Fucked Up Beyond All Repair.
We stood it as long as we could, Kenny had a brief talk with her nurse while I tried to distract her with pleasant conversation and then, exhausted from the visit, we split.
Dear Lord, give us strength.
Saturday: Day Six Post-Op
9 a.m. I just called her room at rehab. I hoped to find out how she was doing and if they had started physical therapy yet.
9:05 a.m. I just hung up with her.
And on her.
9:06 a.m. I texted Kenny.
“Just hung up on Moo Moo when I said, ‘Mom, you’ve just got to be patient’ and she snarled and screamed ‘AW SHUT UP!’ She hates the place already.”
9:08 a.m. Kenny- an emoji genius- texted this back.
I have tried to tell the truth here. It’s not pretty and not politically correct to say you have a depressed and angry mother who always makes trouble and is not lovable.

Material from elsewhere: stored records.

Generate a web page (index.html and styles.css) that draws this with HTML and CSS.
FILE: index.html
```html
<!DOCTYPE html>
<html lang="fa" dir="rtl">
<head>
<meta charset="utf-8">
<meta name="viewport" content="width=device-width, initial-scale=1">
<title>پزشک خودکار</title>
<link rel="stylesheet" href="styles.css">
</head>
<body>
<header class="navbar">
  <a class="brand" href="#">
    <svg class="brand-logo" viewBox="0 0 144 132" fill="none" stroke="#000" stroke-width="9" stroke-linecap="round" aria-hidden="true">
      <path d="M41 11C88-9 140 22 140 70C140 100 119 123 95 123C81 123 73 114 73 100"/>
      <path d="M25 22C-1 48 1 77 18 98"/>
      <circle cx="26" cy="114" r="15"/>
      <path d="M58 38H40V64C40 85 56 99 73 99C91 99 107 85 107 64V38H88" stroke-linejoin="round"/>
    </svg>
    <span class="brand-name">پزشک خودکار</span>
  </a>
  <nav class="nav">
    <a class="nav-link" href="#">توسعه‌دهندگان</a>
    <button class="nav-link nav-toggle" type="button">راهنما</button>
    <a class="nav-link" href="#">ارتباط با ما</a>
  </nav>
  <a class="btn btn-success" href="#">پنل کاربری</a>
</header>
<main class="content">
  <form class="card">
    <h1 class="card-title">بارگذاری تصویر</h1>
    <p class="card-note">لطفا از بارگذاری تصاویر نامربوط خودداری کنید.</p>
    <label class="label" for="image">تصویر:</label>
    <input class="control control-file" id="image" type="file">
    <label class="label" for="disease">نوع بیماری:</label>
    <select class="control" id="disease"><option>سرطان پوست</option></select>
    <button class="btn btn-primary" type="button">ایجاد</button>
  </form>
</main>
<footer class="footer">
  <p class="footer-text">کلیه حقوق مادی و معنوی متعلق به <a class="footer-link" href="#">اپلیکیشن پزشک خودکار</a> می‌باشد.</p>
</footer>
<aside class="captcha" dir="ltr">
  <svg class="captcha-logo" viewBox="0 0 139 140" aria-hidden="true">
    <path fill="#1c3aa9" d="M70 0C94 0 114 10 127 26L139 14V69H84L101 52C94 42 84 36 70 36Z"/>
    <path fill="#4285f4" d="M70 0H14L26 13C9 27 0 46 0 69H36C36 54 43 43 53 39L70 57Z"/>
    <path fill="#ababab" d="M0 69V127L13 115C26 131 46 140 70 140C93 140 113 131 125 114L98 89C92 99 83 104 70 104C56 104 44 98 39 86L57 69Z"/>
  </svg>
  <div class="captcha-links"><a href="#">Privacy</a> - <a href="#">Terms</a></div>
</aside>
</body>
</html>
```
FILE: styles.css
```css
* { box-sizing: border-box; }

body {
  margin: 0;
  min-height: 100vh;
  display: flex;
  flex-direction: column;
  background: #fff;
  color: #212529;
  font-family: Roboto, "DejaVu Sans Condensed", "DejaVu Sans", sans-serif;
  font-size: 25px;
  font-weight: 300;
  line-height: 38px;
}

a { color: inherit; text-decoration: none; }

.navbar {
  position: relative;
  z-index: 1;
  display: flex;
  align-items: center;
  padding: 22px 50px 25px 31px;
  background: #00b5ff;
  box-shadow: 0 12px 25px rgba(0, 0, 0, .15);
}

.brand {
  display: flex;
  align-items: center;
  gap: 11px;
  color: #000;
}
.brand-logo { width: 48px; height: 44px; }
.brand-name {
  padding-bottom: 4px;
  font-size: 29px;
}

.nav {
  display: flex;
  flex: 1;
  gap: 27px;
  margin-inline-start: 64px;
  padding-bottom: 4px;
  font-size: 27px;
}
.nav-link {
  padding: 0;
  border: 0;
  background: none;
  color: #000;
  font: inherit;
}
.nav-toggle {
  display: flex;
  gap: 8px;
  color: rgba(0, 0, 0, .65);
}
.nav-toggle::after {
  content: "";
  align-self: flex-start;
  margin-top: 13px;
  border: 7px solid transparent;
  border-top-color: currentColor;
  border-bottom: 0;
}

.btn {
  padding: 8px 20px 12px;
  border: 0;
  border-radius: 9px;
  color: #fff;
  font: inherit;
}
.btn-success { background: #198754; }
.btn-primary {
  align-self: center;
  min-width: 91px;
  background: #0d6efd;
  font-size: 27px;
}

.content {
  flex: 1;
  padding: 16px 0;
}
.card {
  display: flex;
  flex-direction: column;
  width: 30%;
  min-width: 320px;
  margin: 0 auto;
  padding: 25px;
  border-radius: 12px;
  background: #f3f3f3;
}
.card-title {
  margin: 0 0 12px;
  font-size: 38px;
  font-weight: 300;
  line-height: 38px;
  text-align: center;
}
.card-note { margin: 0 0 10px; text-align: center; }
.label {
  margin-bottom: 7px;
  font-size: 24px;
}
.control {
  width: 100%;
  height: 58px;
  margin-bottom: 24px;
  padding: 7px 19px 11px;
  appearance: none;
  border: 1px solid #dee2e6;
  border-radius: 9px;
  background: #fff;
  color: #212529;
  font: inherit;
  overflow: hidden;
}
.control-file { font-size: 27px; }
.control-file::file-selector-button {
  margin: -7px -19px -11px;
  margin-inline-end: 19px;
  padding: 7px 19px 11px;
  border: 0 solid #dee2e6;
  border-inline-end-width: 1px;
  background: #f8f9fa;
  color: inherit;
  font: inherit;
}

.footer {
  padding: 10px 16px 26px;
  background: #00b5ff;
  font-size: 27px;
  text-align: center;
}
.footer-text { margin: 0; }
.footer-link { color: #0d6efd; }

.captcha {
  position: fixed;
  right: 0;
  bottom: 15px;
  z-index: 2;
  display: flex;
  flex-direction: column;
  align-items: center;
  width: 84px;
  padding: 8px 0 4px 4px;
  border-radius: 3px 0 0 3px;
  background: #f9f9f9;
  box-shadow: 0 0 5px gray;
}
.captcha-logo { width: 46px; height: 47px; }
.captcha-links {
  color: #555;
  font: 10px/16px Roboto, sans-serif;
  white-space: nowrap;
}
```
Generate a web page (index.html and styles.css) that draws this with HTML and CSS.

But I have to admit that there was one area in which my mother excelled and I’ll forever be grateful to her.
She had enormous confidence in me. She always made me feel that I could do ANYTHING. And in times of trouble and heartbreak- like now- her indomitable spirit still takes me over.
“You can do it!’ she’d always exhort me.
No girl ever had a bigger cheerleader.
(Well, maybe this one did.)
See you on the 24th.
Love, Gypsy
Ellen, enjoy (maybe that’s a poor word choice) your 2-week mini-sabbatical. There are many things in life we can control, but not who our parents are nor the circumstances and timeline of life-altering illnesses. So try to find the good and the humor in the situation, and be sure to take care of yourself alongside the inexorable caregiver responsibilities that have been thrust upon you and your brother.
I know you know whereof I speak. Although your parents were lovely people, it’s still difficult watching them go through sad changes. Thanks for the good advice. Just what the doctor ordered.
STEVE WOLFF says: When they get old and cranky and paranoid etc., it gets really tough. However, for all their faults, there’s not a day goes by that I don’t miss my parents and wish I could talk to them again.
Great point, Steve. Glad I could be your secretary! And thanks.